Could a general election be looming? It might seem unlikely. Last time Theresa May dissolved parliament, she had a 24-point lead and higher personal ratings than Margaret Thatcher or Tony Blair in their pomp. Labour had suffered one of its worst postwar defeats just two years earlier. And yet the Conservatives lost their majority. This time round, Labour are ahead in several polls. Jeremy Corbyn’s team, though tired after their journey from the political wilderness to the epicentre of the greatest political upheaval since the war, will begin an election with far more experience than last time. As senior Conservative officials have pointed out to the Sun, 40 Tory seats are held by a margin of less than 5%, with Labour in second place in 35 of them. How would voters view the fourth national vote in five years (the fifth for Scottish voters)? Brenda from Bristol would be considerably more irate this time. Would Tory MPs really let May take their party into an election, just weeks after 117 of them voted against her leadership? Are they not uniquely fearful of a Corbyn government, which they rightly judge to be a totally different prospect to a “normal” Labour administration? And yet. May’s Brexit deal has suffered the biggest defeat in the history of British democracy.
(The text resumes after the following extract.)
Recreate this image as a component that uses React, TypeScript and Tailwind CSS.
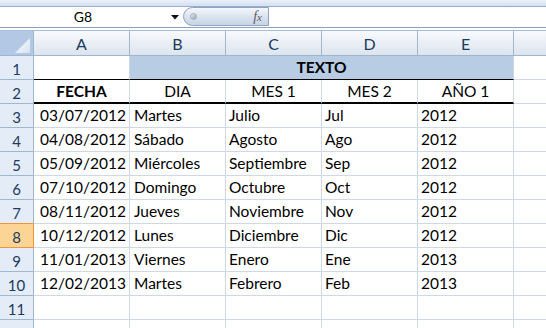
import React from "react";

const rows: string[][] = [
  ["03/07/2012", "Martes", "Julio", "Jul", "2012"],
  ["04/08/2012", "Sábado", "Agosto", "Ago", "2012"],
  ["05/09/2012", "Miércoles", "Septiembre", "Sep", "2012"],
  ["07/10/2012", "Domingo", "Octubre", "Oct", "2012"],
  ["08/11/2012", "Jueves", "Noviembre", "Nov", "2012"],
  ["10/12/2012", "Lunes", "Diciembre", "Dic", "2012"],
  ["11/01/2013", "Viernes", "Enero", "Ene", "2013"],
  ["12/02/2013", "Martes", "Febrero", "Feb", "2013"],
];

function RowHead({ n, selected, beforeSelected, h = "h-[24px]" }: { n: number | string; selected?: boolean; beforeSelected?: boolean; h?: string }) {
  const base = `${h} w-[34px] shrink-0 flex items-center justify-center border-r border-b text-[15px] leading-none pt-[3px]`;
  if (selected)
    return <div className={`${base} bg-[#fcd596] border-[#f29536] text-[#1d3a5f]`}>{n}</div>;
  return (
    <div className={`${base} bg-[#e4ecf7] border-r-[#9eb6ce] ${beforeSelected ? "border-b-[#f29536]" : "border-b-[#9eb6ce]"} text-[#1d3a5f]`}>{n}</div>
  );
}

function Cell({ children, className = "" }: { children?: React.ReactNode; className?: string }) {
  return (
    <div className={`h-[24px] w-[96px] shrink-0 border-r border-b border-[#d0d7e5] text-[15.5px] leading-[23px] text-black whitespace-nowrap overflow-hidden ${className}`}>
      {children}
    </div>
  );
}

function Filler({ className = "" }: { className?: string }) {
  return <div className={`h-[24px] flex-1 border-b border-[#d0d7e5] ${className}`} />;
}

export default function App() {
  return (
    <div className="w-[546px] h-[328px] overflow-hidden bg-white flex flex-col" style={{ fontFamily: "Lato, 'Open Sans', sans-serif" }}>
      {/* ribbon bottom */}
      <div className="h-[7px] shrink-0 bg-gradient-to-b from-[#e9f0f9] to-[#d4e0f0] border-b border-[#9aafca]" />
      {/* formula bar */}
      <div className="h-[20px] shrink-0 flex bg-white">
        <div className="w-[183px] shrink-0 flex items-center">
          <div className="w-[166px] text-center text-[14px] text-black leading-none">G8</div>
          <svg width="8" height="5" viewBox="0 0 8 5" className="ml-[5px]">
            <polygon points="0,0 8,0 4,4.5" fill="#111" />
          </svg>
        </div>
        <div className="w-[86px] shrink-0 h-[19px] rounded-l-full border border-[#8ea3c1] bg-gradient-to-b from-[#f4f7fb] via-[#dbe4f0] to-[#c7d4e6] flex items-center relative">
          <div className="w-[7px] h-[7px] rounded-full ml-[6px] bg-gradient-to-br from-[#e8eaee] to-[#9aa2ad] border border-[#a8b0bb]" />
          <span className="absolute right-[6px] top-[0px] text-[14px] italic text-[#5b5b5b] leading-[17px]" style={{ fontFamily: "'Liberation Serif', serif" }}>
            f<span className="text-[11px]">x</span>
          </span>
        </div>
        <div className="flex-1" />
      </div>
      <div className="h-[4px] shrink-0 border-t border-[#8da1bd] border-b border-b-[#a9bcd4] bg-white" />
      {/* column header */}
      <div className="h-[25px] shrink-0 flex">
        <div className="w-[34px] shrink-0 border-r border-b border-[#9eb6ce] bg-[#b2c8e5] relative">
          <svg className="absolute right-[3px] bottom-[2px]" width="15" height="15" viewBox="0 0 15 15">
            <defs>
              <linearGradient id="tri" x1="0" y1="0" x2="1" y2="1">
                <stop offset="0" stopColor="#ffffff" />
                <stop offset="1" stopColor="#d6e1ef" />
              </linearGradient>
            </defs>
            <polygon points="15,0 15,15 0,15" fill="url(#tri)" />
          </svg>
        </div>
        {["A", "B", "C", "D", "E"].map((c) => (
          <div key={c} className="w-[96px] shrink-0 border-r border-b border-[#9eb6ce] bg-gradient-to-b from-[#f8fafd] to-[#dce4ee] flex items-center justify-center text-[16px] text-[#1d3a5f] leading-none pt-[2px]">
            {c}
          </div>
        ))}
        <div className="flex-1 border-b border-[#9eb6ce] bg-gradient-to-b from-[#f8fafd] to-[#dce4ee]" />
      </div>
      {/* row 1 */}
      <div className="flex shrink-0">
        <RowHead n={1} />
        <Cell className="border-b-black" />
        <div className="h-[24px] w-[384px] shrink-0 border-r border-[#d0d7e5] border-b border-b-black bg-[#b8cce4] text-center font-bold text-[15.5px] leading-[23px] text-black">
          TEXTO
        </div>
        <Filler />
      </div>
      {/* row 2 */}
      <div className="flex shrink-0">
        <RowHead n={2} />
        <Cell className="border-b-2 border-b-black text-center font-bold leading-[22px]">FECHA</Cell>
        <Cell className="border-b-2 border-b-black text-center leading-[22px]">DIA</Cell>
        <Cell className="border-b-2 border-b-black text-center leading-[22px]">MES 1</Cell>
        <Cell className="border-b-2 border-b-black text-center leading-[22px]">MES 2</Cell>
        <Cell className="border-b-2 border-b-black text-center leading-[22px]">AÑO 1</Cell>
        <Filler />
      </div>
      {rows.map((r, i) => {
        const n = i + 3;
        return (
          <div key={n} className="flex shrink-0">
            <RowHead n={n} selected={n === 8} beforeSelected={n === 7} />
            <Cell className="text-right pr-[3px]">{r[0]}</Cell>
            <Cell className="pl-[4px]">{r[1]}</Cell>
            <Cell className="pl-[3px]">{r[2]}</Cell>
            <Cell className="pl-[3px]">{r[3]}</Cell>
            <Cell className="pl-[3px]">{r[4]}</Cell>
            <Filler />
          </div>
        );
      })}
      <div className="flex shrink-0">
        <RowHead n={11} />
        <Cell />
        <Cell />
        <Cell />
        <Cell />
        <Cell />
        <Filler />
      </div>
      <div className="flex shrink-0">
        <RowHead n={""} />
        <Cell />
        <Cell />
        <Cell />
        <Cell />
        <Cell />
        <Filler />
      </div>
    </div>
  );
}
If she halved the margin of defeat in another vote, it would still find a place in the five worst parliamentary routs. How on earth is she supposed to turn a 230-vote deficit into a victory of at least one, in a matter of weeks? She won’t get a meaningful concession on the backstop from the EU: how will she get the DUP, all the hard Brexiteers of the Tory ERG and Tory remainers on side? Jacob Rees-Mogg is showing signs of surrender to May, but a hardcore would not follow him. If she is expecting mass Labour defections to back her deal, disappointment beckons. May is in an impossible situation of her own making.
What of the other options? Even if the Labour leadership instructed its MPs to back a second referendum – which would immediately trigger mass resignations from its frontbench – many in leave seats would refuse to do so, as would the vast majority of Tory MPs. The numbers simply aren’t there; and indeed as pre-eminent British psephologist John Curtice points out, there is no public clamour for another vote. “No deal” is not going to happen – May would face resignations, even Tory MPs abandoning the whip, if she seriously attempted it – and next week, Yvette Cooper’s amendment to block it is likely to pass.
So what’s left? In our tumultuous times, things can change dramatically: perhaps parliamentary arithmetic will swing dramatically behind May, perhaps a surge in support of a second referendum will happen, perhaps a majority of MPs will somehow back a sensible compromise such as Norway plus. Perhaps, perhaps, perhaps.